Skip to content

Recovery classification model

This page documents the recovery classification model used by crushr.

Intent

This page defines how crushr classifies extraction outcomes when strict canonical extraction is not possible.

The model is built on a core architectural boundary: payload integrity and metadata completeness are independent dimensions.

Guarantees

  • Verified data is never silently corrupted or misrepresented
  • Unverifiable data is never presented as valid
  • Degraded or partial results are explicitly labeled and structured
  • Archive processing fails closed when required truth cannot be established
  • Filesystem writes are constrained and cannot escape intended boundaries

Behavior

Core model

crushr does not treat metadata loss as equivalent to payload corruption.

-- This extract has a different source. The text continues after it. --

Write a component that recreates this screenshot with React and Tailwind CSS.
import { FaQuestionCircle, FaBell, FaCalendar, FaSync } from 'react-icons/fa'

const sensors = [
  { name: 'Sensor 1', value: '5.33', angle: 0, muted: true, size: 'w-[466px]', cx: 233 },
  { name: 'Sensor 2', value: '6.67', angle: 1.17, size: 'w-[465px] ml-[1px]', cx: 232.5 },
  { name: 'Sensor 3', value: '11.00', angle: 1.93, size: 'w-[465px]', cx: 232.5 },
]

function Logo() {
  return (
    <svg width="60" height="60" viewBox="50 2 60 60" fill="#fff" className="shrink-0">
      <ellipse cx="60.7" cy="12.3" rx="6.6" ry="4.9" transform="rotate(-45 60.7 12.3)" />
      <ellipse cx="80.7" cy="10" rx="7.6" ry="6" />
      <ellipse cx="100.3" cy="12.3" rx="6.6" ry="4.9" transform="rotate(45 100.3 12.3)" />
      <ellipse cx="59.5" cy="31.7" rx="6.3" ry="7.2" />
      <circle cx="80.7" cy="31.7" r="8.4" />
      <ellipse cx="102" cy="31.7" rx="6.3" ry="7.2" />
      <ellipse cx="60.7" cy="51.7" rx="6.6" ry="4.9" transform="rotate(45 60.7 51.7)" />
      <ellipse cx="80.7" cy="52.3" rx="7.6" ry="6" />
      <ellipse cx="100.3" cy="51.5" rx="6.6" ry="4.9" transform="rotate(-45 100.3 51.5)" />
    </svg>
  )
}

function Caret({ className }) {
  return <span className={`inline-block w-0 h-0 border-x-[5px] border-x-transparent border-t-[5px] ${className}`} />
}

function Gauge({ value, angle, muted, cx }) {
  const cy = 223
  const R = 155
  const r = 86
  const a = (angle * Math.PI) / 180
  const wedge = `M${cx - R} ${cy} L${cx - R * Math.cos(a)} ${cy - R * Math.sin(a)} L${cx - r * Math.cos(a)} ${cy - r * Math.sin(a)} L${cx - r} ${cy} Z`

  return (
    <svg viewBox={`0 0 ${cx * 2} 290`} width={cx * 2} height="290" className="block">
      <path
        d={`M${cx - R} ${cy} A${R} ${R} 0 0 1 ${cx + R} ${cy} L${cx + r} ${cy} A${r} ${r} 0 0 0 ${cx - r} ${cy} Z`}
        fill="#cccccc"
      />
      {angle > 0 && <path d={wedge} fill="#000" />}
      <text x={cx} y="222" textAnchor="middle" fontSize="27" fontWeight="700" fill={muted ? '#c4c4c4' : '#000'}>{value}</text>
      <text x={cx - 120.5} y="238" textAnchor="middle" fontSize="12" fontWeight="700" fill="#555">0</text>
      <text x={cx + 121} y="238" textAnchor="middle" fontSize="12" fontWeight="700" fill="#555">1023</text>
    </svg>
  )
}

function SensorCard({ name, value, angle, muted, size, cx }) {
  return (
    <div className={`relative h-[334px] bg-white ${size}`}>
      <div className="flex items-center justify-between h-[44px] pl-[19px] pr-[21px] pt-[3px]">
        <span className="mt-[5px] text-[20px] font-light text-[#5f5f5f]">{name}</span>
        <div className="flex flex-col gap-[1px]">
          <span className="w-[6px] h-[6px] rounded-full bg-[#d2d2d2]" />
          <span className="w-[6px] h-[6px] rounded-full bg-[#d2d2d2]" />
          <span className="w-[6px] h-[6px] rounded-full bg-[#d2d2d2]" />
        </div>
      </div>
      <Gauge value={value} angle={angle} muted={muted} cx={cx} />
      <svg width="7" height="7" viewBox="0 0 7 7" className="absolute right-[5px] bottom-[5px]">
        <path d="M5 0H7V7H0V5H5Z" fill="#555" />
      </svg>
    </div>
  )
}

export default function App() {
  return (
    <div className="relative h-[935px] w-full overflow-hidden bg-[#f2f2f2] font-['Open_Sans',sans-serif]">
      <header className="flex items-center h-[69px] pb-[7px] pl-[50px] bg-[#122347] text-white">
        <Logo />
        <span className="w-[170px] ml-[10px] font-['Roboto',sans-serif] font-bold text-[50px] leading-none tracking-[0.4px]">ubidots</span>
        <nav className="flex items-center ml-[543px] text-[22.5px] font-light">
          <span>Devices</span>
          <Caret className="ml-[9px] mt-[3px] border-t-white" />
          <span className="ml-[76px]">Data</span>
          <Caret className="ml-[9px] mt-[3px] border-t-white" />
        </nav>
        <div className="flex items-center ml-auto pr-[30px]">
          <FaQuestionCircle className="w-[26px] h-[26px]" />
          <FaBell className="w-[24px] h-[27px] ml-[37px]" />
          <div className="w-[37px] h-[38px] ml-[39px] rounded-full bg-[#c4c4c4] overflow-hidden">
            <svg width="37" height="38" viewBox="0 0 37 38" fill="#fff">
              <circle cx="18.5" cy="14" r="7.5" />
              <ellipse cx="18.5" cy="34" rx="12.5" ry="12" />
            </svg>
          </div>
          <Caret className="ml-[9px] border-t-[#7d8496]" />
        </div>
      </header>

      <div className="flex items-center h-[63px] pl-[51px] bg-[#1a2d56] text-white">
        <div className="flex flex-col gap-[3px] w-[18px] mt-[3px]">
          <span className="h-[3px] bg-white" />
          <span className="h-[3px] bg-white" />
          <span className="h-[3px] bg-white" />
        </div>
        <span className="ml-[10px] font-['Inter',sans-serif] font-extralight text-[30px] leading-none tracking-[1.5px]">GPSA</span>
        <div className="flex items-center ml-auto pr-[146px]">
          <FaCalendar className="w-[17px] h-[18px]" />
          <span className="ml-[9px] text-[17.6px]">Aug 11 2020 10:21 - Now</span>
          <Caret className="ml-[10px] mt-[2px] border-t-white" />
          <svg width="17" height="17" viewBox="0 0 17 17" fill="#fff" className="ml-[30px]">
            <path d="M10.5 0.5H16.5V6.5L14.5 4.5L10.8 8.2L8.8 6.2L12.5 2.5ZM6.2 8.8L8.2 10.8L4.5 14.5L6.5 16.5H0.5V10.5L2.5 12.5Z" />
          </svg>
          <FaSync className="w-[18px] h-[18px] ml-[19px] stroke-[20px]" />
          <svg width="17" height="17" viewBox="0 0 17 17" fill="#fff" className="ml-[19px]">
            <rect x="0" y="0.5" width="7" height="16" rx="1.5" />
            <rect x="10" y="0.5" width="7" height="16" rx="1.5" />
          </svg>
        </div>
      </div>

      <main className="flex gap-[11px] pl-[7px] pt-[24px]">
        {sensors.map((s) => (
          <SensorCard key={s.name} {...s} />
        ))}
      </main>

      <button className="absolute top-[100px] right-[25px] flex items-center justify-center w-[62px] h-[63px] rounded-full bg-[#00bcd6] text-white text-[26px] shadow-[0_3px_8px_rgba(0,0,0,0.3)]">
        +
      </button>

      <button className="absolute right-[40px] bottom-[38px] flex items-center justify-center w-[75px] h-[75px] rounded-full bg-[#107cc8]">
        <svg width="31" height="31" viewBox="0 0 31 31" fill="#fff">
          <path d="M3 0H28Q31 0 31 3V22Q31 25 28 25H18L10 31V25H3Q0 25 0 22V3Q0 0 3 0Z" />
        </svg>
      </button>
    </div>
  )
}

A payload may remain cryptographically verified even when its original identity, path, or surrounding structural metadata is incomplete. Recovery classification exists to make that distinction explicit.

Trust classes

Recovery and extraction results are classified into the following trust classes:

  • canonical — payload integrity is verified and required metadata is intact
  • metadata_degraded — payload integrity is verified, but metadata or structure is incomplete
  • recovered_named — payload integrity is verified and identity has been reconstructed within defined constraints
  • recovered_anonymous — payload integrity is verified but no reliable identity remains
  • unrecoverable — payload integrity cannot be proven to required standards

These classes describe what can be proven from surviving archive evidence. They do not imply reconstruction, repair, or guessed certainty.

Recovery behavior

  • crushr extract remains strict and requires canonical extraction conditions
  • crushr extract --recover allows classified output when strict canonical extraction is not possible
  • Recovery never reconstructs, infers, or repairs missing data
  • Anonymous recovery uses deterministic naming and structured manifest output

Deterministic anonymous naming

Anonymous recovered files follow the deterministic naming policy:

  • high-confidence classification → file_<id>.<ext>
  • medium-confidence classification → file_<id>.probable-<type>.bin
  • low/unknown confidence → file_<id>.bin

The recovery manifest preserves classification and identity metadata for all recovered outputs.

Boundaries / Non-goals

This model does not describe repair, best-effort reconstruction, or hidden failure smoothing.

Non-goals:

  • No best-effort reconstruction
  • No hidden failure smoothing
  • No compression-first tradeoffs
  • No external decode dependencies

Schema contract

Machine-readable recovery output is defined by schemas/crushr-extract-result.v1.schema.json.